Stories at the intersection of tech and life from a boldly connected city.

September 24, 2012 at 11:44 AM

Four reasons we won’t share our politics online

Facebook handed out Uncle Sam squeezable stress relievers at the 2012 Republican National Convention in the Tampa Bay Times Forum, August 30, 2012 in Tampa, Florida. (Glen Stubbe/Minneapolis Star Tribune/MCT)

With six weeks to go ’til the election, the political talk on social media is getting more and more intense. But if you’re like a lot of us, you’re doing what you can to avoid it.

“The purpose of Facebook is supposed to be fun and enjoyment between friends and family,” goes the description on a group called Keep politics of Facebook. “Why invite the controversy and discord?”

One out of five Facebook users have blocked or unfriended people over political posts, according to the Pew Internet and American Life project. And enough people cringe at political content to earn an app that promises to filter it out of your Facebook news feed nearly 70,000 likes on the site.

And yet, there are big issues in this election and sharing our opinions — especially online — can make a big impact, as I described in my Sunday column.

“I do think you have a responsibility to stand up for what you believe in, especially when it’s challenged,” said Maya Enista-Smith, CEO of the nonpartisan

So what are our reasons for sitting it out? Here are a few, culled from some of your responses to the question on Facebook:

1. To preserve friendships

Kurt Clark: “I am afraid of awkward instances where someone walks away from a friendship after they find out how I think. Sadly it has happened a couple times. To some, tolerance = support or weakness. Not true. I may disagree with some political views of my friends, but it doesn’t mean I want them out of my life.”

Kristin Jacobsen: “I have learned that not everyone is as politically minded as me, and some of my relationships, especially those that are not based at all on politics, are more important to me.”

Ann Osborne Peavey: “I don’t want to offend anyone if my beliefs politically are completely different than others’.”

2. To stay above the fray

Eugene Hsu: “If you look at the current social media posts, it’s all about startling headlines and making fun of the other side rather than engaging in a civil discussion. Unlike a dinner table from which you can be excused, Facebook is a giant social media swimming pool where Donkeys piss on one end and Elephants piss on the other end. Do you really want to swim in that?”

Daudi Msseemmaa: “I’m not ashamed of my political viewpoint, but I am not proud of how I have reacted to seeing what some of my friends on the other side post about our president. So I keep the political stuff to a minimum, and as positive as possible.”
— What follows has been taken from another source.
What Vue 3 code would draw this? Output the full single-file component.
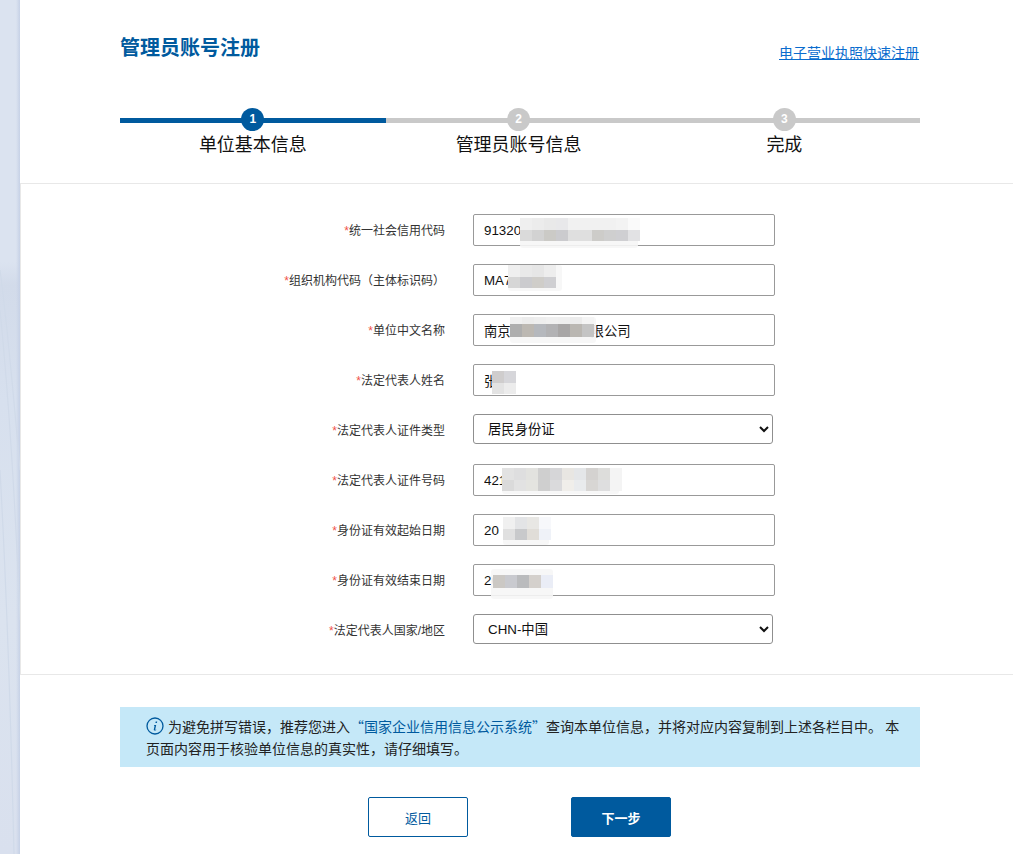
<script setup>
const steps = [
  { n: 1, label: '单位基本信息', active: true },
  { n: 2, label: '管理员账号信息', active: false },
  { n: 3, label: '完成', active: false }
]

const fields = [
  {
    label: '统一社会信用代码', value: '91320',
    patch: { left: 47, top: 4, smear: [0, 0, 118, 30], rows: [
      ['#efefef', '#ececec', '#e9e9e9', '#e8e8ea', '#f1f1f1', '#f1f1f1', '#f1f1f1', '#f1f1f1', '#f3f3f3', '#fafafa'],
      ['#dadada', '#d2d2d2', '#cbcac6', '#cbcbce', '#dfdfdf', '#dfdfdf', '#cdccc9', '#cfcfcf', '#cfcfd2', '#e2e2e4']
    ] }
  },
  {
    label: '组织机构代码（主体标识码）', value: 'MA7',
    patch: { left: 35, top: 1, smear: [0, 0, 54, 26], rows: [
      ['#efefef', '#e9e9e9', '#e6e6e6', '#ededed'],
      ['#d6d6d6', '#cbcbce', '#cfcdc9', '#cfcfd2']
    ] }
  },
  {
    label: '单位中文名称', value: '南京　　　　　　限公司',
    patch: { left: 37, top: 3, smear: [0, 0, 86, 26], h: [6.5, 13], rows: [
      ['#f0f0f0', '#ececec', '#eeeeee', '#f0f0f0', '#efefef', '#ececec', '#f4f4f4'],
      ['#aeaeae', '#bcb8b2', '#b5b8bd', '#b2b2b4', '#a8a6a6', '#bab7b2', '#c4c4c4']
    ] }
  },
  {
    label: '法定代表人姓名', value: '张',
    patch: { left: 19, top: 7, smear: [0, 0, 22, 20], rows: [
      ['#cfcdcd', '#d6d6da'],
      ['#e3e3e3', '#ececec']
    ] }
  },
  { label: '法定代表人证件类型', value: '居民身份证', select: true },
  {
    label: '法定代表人证件号码', value: '421',
    patch: { left: 29, top: 4, smear: [0, 0, 117, 26], rows: [
      ['#e2e2e2', '#dededf', '#e2e2df', '#cfcfcf', '#d6d6d8', '#e8e6e2', '#e4e6e8', '#d4d2d0', '#dddddb', '#f4f4f4'],
      ['#dadada', '#e2e2e2', '#e4e4e0', '#cfcfcf', '#dadadc', '#f0eeea', '#e9ebed', '#d8d6d4', '#dededf', '#f4f4f4']
    ] }
  },
  {
    label: '身份证有效起始日期', value: '20',
    patch: { left: 30, top: 3, smear: [0, 0, 46, 28], rows: [
      ['#f0f0f0', '#e3e4e6', '#e8e7e4', '#f7f8fb'],
      ['#e0e0e0', '#c8c9cb', '#e0ddd8', '#eff2f8']
    ] }
  },
  {
    label: '身份证有效结束日期', value: '20',
    patch: { left: 20, top: 11, smear: [-2, -6, 62, 30], h: [13], rows: [
      ['#cbc8c4', '#c9cacf', '#babbbd', '#d4d0cc', '#eaedf6']
    ] }
  },
  { label: '法定代表人国家/地区', value: 'CHN-中国', select: true }
]

const alertBefore = '为避免拼写错误，推荐您进入'
const alertLink = '“国家企业信用信息公示系统”'
const alertAfter = '查询本单位信息，并将对应内容复制到上述各栏目中。 本'
const alertSecond = '页面内容用于核验单位信息的真实性，请仔细填写。'

const rowHeight = (patch, i) => (patch.h ? patch.h[i] : 11.5) + 'px'
</script>

<template>
  <div class="page">
    <aside class="strip" aria-hidden="true">
      <svg class="curves" width="20" height="854" viewBox="0 0 20 854">
        <path d="M0 270 C8 330 14 400 20 470" />
        <path d="M0 310 C6 370 14 470 20 620" />
        <path d="M0 470 C5 560 10 680 14 854" />
      </svg>
    </aside>

    <main class="panel">
      <header class="head">
        <div class="title-row">
          <h1 class="title">管理员账号注册</h1>
          <a class="quick" href="#">电子营业执照快速注册</a>
        </div>
        <ol class="steps">
          <li v-for="s in steps" :key="s.n" class="step">
            <span class="dot" :class="{ on: s.active }">{{ s.n }}</span>
            <span class="step-label">{{ s.label }}</span>
          </li>
        </ol>
      </header>

      <section class="form">
        <div v-for="f in fields" :key="f.label" class="row">
          <label class="label"><i class="star">*</i>{{ f.label }}</label>
          <select v-if="f.select" class="select">
            <option>{{ f.value }}</option>
          </select>
          <div v-else class="input-wrap">
            <input class="input" type="text" :value="f.value" readonly />
            <div class="patch" :style="{ left: f.patch.left + 'px', top: f.patch.top + 'px' }">
              <span
                class="smear"
                :style="{
                  left: f.patch.smear[0] + 'px',
                  top: f.patch.smear[1] + 'px',
                  width: f.patch.smear[2] + 'px',
                  height: f.patch.smear[3] + 'px'
                }"
              ></span>
              <div
                v-for="(r, i) in f.patch.rows"
                :key="i"
                class="patch-row"
                :style="{ height: rowHeight(f.patch, i) }"
              >
                <span v-for="(c, j) in r" :key="j" class="cell" :style="{ background: c }"></span>
              </div>
            </div>
          </div>
        </div>
      </section>

      <section class="foot">
        <div class="notice">
          <p class="line">
            <svg class="info" width="18" height="18" viewBox="0 0 18 18">
              <circle cx="9" cy="9" r="8" fill="none" stroke="#005a9e" stroke-width="1.3" />
              <path d="M9.7 4.6h1.5l-.3 1.5H9.4z" fill="#005a9e" />
              <path d="M8 8h2.2l-1 4.4c-.1.4.3.5.9.1l.2.4c-1 .9-2.7 1-2.5-.3l.8-3.8H8z" fill="#005a9e" />
            </svg>
            <span>{{ alertBefore }}</span><a class="notice-link" href="#">{{ alertLink }}</a><span>{{ alertAfter }}</span>
          </p>
          <p class="line">{{ alertSecond }}</p>
        </div>
        <div class="actions">
          <button class="btn ghost" type="button">返回</button>
          <button class="btn solid" type="button">下一步</button>
        </div>
      </section>
    </main>
  </div>
</template>

<style>
html, body {
  margin: 0;
  background: #fff;
}
</style>

<style scoped>
.page {
  display: flex;
  width: 1013px;
  height: 854px;
  overflow: hidden;
  font-family: "Liberation Sans", "Noto Sans CJK SC", sans-serif;
  color: #333;
}
.strip {
  flex: 0 0 20px;
  background:
    linear-gradient(90deg, rgba(190, 203, 228, 0) 80%, #c6d1e6 100%),
    linear-gradient(180deg, #dbe3f0 0, #dbe3f0 262px, #d2dbea 285px, #d7e0ee 400px, #dbe3ef 620px, #d9e0ee 854px);
}
.curves {
  display: block;
}
.curves path {
  fill: none;
  stroke: #d0dae9;
  stroke-width: 1.2;
}
.panel {
  flex: 1;
  background: #fff;
}
.head {
  height: 183px;
  box-sizing: border-box;
  padding: 37px 93px 0 100px;
}
.title-row {
  display: flex;
  justify-content: space-between;
  align-items: flex-start;
  height: 71px;
}
.title {
  margin: 0;
  font-size: 20px;
  line-height: 23px;
  font-weight: 700;
  color: #005a9e;
}
.quick {
  margin: 8px 1px 0 0;
  font-size: 14px;
  line-height: 17px;
  color: #0a6cce;
  text-decoration: underline;
}
.steps {
  display: grid;
  grid-template-columns: 265.75px 265.75px 265.75px;
  margin: 0;
  padding: 0;
  list-style: none;
  background:
    linear-gradient(#005a9e, #005a9e) 0 10px / 266px 5px no-repeat,
    linear-gradient(#c9c9c9, #c9c9c9) 0 10px / 100% 5px no-repeat;
}
.step {
  display: flex;
  flex-direction: column;
  align-items: center;
}
.dot {
  width: 23px;
  height: 23px;
  border-radius: 50%;
  background: #c9c9c9;
  color: #fff;
  font-size: 12px;
  font-weight: 700;
  line-height: 22px;
  text-align: center;
}
.dot.on {
  background: #005a9e;
}
.step-label {
  margin-top: 1px;
  font-size: 18px;
  line-height: 26px;
  color: #111;
}
.form {
  box-sizing: border-box;
  height: 492px;
  padding: 30px 0 0;
  border-top: 1px solid #e8e8e8;
  border-left: 1px solid #e8e8e8;
  border-bottom: 1px solid #e8e8e8;
}
.row {
  display: grid;
  grid-template-columns: 424px 302px;
  column-gap: 28px;
  align-items: start;
  height: 32px;
  margin-bottom: 18px;
}
.label {
  font-size: 12px;
  line-height: 34px;
  text-align: right;
  color: #333;
}
.star {
  font-style: normal;
  color: #f0524a;
}
.input-wrap {
  position: relative;
  width: 302px;
  height: 32px;
}
.input {
  display: block;
  box-sizing: border-box;
  width: 302px;
  height: 32px;
  padding: 0 10px;
  border: 1px solid #999;
  border-radius: 2px;
  background: #fff;
  outline: none;
  font: 13.333px "Liberation Sans", "Noto Sans CJK SC", sans-serif;
  color: #111;
}
.select {
  display: block;
  box-sizing: border-box;
  width: 300px;
  height: 30px;
  padding: 0 10px;
  border: 1px solid #8f8f8f;
  border-radius: 3px;
  background: #fff;
  font: 13.333px "Liberation Sans", "Noto Sans CJK SC", sans-serif;
  color: #111;
}
.patch {
  position: absolute;
  pointer-events: none;
}
.smear {
  position: absolute;
  background: rgba(246, 246, 246, 0.9);
  border-radius: 3px;
}
.patch-row {
  position: relative;
  display: flex;
}
.cell {
  flex: 0 0 12px;
  width: 12px;
}
.foot {
  padding: 32px 93px 0 100px;
}
.notice {
  box-sizing: border-box;
  width: 800px;
  height: 60px;
  padding: 8px 19px 8px 26px;
  background: #c5e8f8;
  font-family: "Noto Sans CJK SC", "Liberation Sans", sans-serif;
  font-size: 14px;
  line-height: 22px;
  color: #222;
}
.line {
  margin: 0;
  white-space: nowrap;
}
.info {
  vertical-align: -3px;
  margin-right: 4px;
}
.notice-link {
  color: #005a9e;
  text-decoration: none;
}
.actions {
  display: flex;
  gap: 103px;
  margin: 30px 0 0 248px;
}
.btn {
  width: 100px;
  height: 40px;
  box-sizing: border-box;
  border-radius: 2px;
  border: 1px solid #005a9e;
  font-family: "Liberation Sans", "Noto Sans CJK SC", sans-serif;
  font-size: 13px;
}
.ghost {
  background: #fff;
  color: #005a9e;
}
.solid {
  background: #005a9e;
  color: #fff;
  font-weight: 700;
}
</style>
3. To avoid oversimplifying

Frank Catalano: “I find getting into the reasons are too nuanced for either 140 characters or status updates and don’t allow for the real-time back-and-forth discussion, with full context, that’s critical to making sure one understands a position, or has one’s position understood.”

4. To play it safe

Maya Enista-Smith: “In a world where there’s no takebacks, I don’t judge people for not putting their thoughts out there.”

These reasons are good, but depending on how you look at it, they may not be good enough. As Seattle entrepreneur Jonathan Sposato put it, “Taking a position and expressing a point of view, if strong and specific, is not supposed to be comfortable.”

Do you hide your politics online? Why do you hold back?